Eating high amounts of red meat and animal fat can be bad for your heart, but vegetable fat may not be as bad. According to a new study, vegetable fat may actually decrease the risk of stroke. However, the findings are still preliminary, and the study has one big caveat: almost all participants were white.
It’s the first study to comprehensively analyze the impact on stroke risk from different types of fat, the study authors say, and the findings are intriguing.
“Our findings indicate the type of fat and different food sources of fat are more important than the total amount of dietary fat in the prevention of cardiovascular disease including stroke,” said Fenglei Wang, Ph.D., lead author of the study and a postdoctoral fellow in the department of nutrition at Harvard’s T.H. Chan School of Public Health in Boston.
Researchers investigated data gathered over 27 years from over 117,000 participants in the Nurses’ Health Study (1984-2016) and Health Professionals Follow-up Study. At the beginning of the study (and every 4 years) participants were asked to complete food frequency questionnaires that included that amount and type of fat in their diets over the previous year. They split the participants into 5 groups (or quintiles) based on how much animal and vegetarian fat they consumed. Although self-reporting is not entirely reliable, it’s one of the best options researchers have for tracing the eating habits of a large number of participants.
“Among those who consumed the most non-dairy animal fat (in the highest quintile of non-dairy animal fat), the non-dairy animal fat intake is ~17% of total energy and vegetable fat intake is ~ 13%; among those who consumed the most vegetable fat (in the highest quintile of vegetable fat), the non-dairy animal fat intake is 10% and vegetable fat intake is ~ 20%,” Wang told ZME Science.

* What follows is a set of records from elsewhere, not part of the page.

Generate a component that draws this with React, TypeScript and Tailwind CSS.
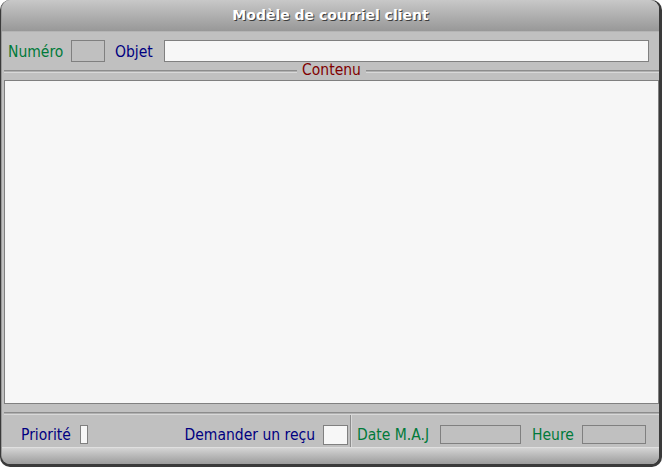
import React from "react";

// Fiche "Modèle de courriel client" - fenêtre style WinDev
const font = { fontFamily: '"DejaVu Sans Condensed", "DejaVu Sans", sans-serif' };

function Field({ className }: { className: string }) {
  return <div className={`border border-[#808080] shrink-0 ${className}`} />;
}

export default function App() {
  return (
    <div className="w-[662px] h-[467px] bg-white" style={font}>
      <div className="w-[662px] h-[467px] rounded-[10px] bg-[#3a3a3a] pl-[1px] pr-[3px] pb-[3px] flex flex-col">
        <div className="flex-1 flex flex-col rounded-[9px] rounded-br-[8px] overflow-hidden bg-[#c0c0c0] border-l border-[#9a9a9a]">
          {/* Title bar */}
          <div className="h-[32px] shrink-0 bg-gradient-to-b from-[#c8c8c8] to-[#989898] flex items-center justify-center border-b border-[#b4b4b4]">
            <span className="text-white font-bold text-[14px] [text-shadow:1px_1px_0_#3c3c3c]" style={{ fontFamily: '"DejaVu Sans", sans-serif' }}>
              Modèle de courriel client
            </span>
          </div>

          {/* Row 1 */}
          <div className="flex items-center h-[22px] mt-[8px] pl-[6px] pr-[10px] text-[15.5px]">
            <span className="w-[63px] mt-[4px] text-[#007a3a]">Numéro</span>
            <Field className="w-[34px] h-[22px] bg-[#c0c0c0]" />
            <span className="ml-[10px] mt-[4px] w-[49px] text-[#000080]">Objet</span>
            <Field className="flex-1 h-[22px] bg-[#f7f7f7]" />
          </div>

          {/* Contenu separator */}
          <div className="flex items-center h-[18px] pl-[2px] text-[15.5px]">
            <div className="flex-1 h-[3px] border-t border-[#8c8c8c] bg-[#b0b0b0] border-b border-b-[#d8d8d8]" />
            <span className="px-[5px] text-[#800000] leading-none">Contenu</span>
            <div className="flex-1 h-[3px] border-t border-[#8c8c8c] bg-[#b0b0b0] border-b border-b-[#d8d8d8]" />
          </div>

          {/* Text area */}
          <div className="ml-[2px] h-[324px] border border-[#808080] bg-[#f7f7f7]" />

          {/* Separator */}
          <div className="mt-[8px] ml-[2px] h-[3px] border-t border-[#8c8c8c] bg-[#b0b0b0] border-b border-b-[#d8d8d8]" />

          {/* Bottom row */}
          <div className="flex h-[32px] text-[15.5px] pl-[2px]">
            <div className="w-[346px] flex items-center pt-[7px]">
              <span className="ml-[17px] mt-[3px] w-[59px] text-[#000080]">Priorité</span>
              <Field className="w-[8px] h-[19px] bg-[#f7f7f7]" />
              <span className="ml-auto mt-[3px] text-[#000080]">Demander un reçu</span>
              <Field className="ml-[8px] mr-[2px] w-[25px] h-[20px] bg-[#f7f7f7]" />
            </div>
            <div className="w-[2px] h-full border-l border-[#8c8c8c] bg-[#d8d8d8]" />
            <div className="flex-1 flex items-center pt-[7px]">
              <span className="ml-[5px] mt-[3px] w-[83px] text-[#007a3a]">Date M.A.J</span>
              <Field className="w-[81px] h-[19px] bg-[#c0c0c0]" />
              <span className="ml-[11px] mt-[3px] w-[50px] text-[#007a3a]">Heure</span>
              <Field className="w-[64px] h-[19px] bg-[#c0c0c0]" />
            </div>
          </div>

          {/* Bottom band */}
          <div className="flex-1 bg-gradient-to-b from-[#d4d4d4] to-[#9c9c9c] border-t border-[#e0e0e0]" />
        </div>
      </div>
    </div>
  );
}
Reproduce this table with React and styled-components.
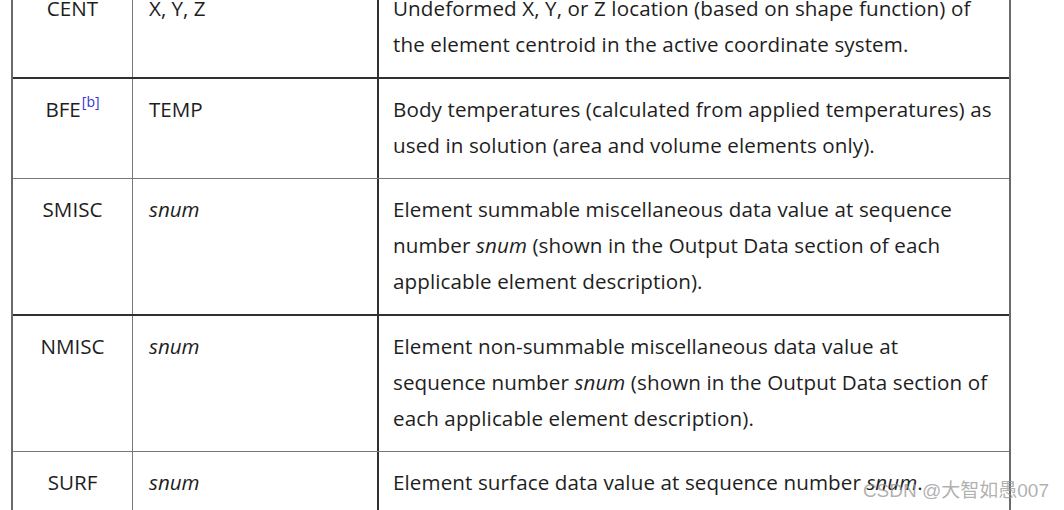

Out of all these participants, 6,189 had a stroke. Those in the highest quintile of non-dairy animal fat were 16% more likely to experience a stroke than those in the lowest quintile. Dairy products (such as cheese, butter, or milk) did not appear to influence the risk of stroke. Meanwhile, participants in the quintile that ate the most vegetable fat were 12% less likely to experience a stroke compared to those who ate the least.
“Our interpretation is that higher intake of non-dairy animal fat is associated with higher stroke risk, whereas higher vegetable fat intake is associated with lower stroke risk,” Wang explained for ZME Science.
However, the participants may not be representative of the entire population. Of them, 63% were women, all were free of heart diseases and cancer at enrolment, and most notably, 97% of them were white.
“Our findings might not be generalizable to other populations. Further studies are needed to investigate these associations in other demographics,” Wang explains.
There’s also a problem of not knowing what types of animal or vegetable fat participants consume. Researchers didn’t have access to this detailed information, which would be useful in evaluating this association, says Wang.
“For example, we did not observe associations between saturated fat and stroke risk. But the associations might differ for saturated fat from vegetable, dairy, or non-dairy animal foods. For future steps, finer categories will help us better understand how types and sources of fat are associated with the disease risk.”
Although these are still preliminary findings, the researchers do offer a suggestion: that we eat less animal fat, especially fat associated with red meat.
We would recommend the general public to reduce consumption of red and processed meat, minimize fatty parts of unprocessed meat if consumed, and replace lard or tallow (beef fat) with non-tropical vegetable oils such as olive oil, corn or soybean oils in cooking to lower their stroke risk,” Wang concludes.
“Many processed meats are high in salt and saturated fat, and low in vegetable fat. Research shows that replacing processed meat with other protein sources, particularly plant sources, is associated with lower death rates,” said Alice H. Lichtenstein, D.Sc., FAHA, the Stanley N. Gershoff professor of nutrition science and policy at Tufts University in Boston, and lead author of the American Heart Association’s 2021 scientific statement, Dietary Guidance to Improve Cardiovascular Health, where the new study will be presented.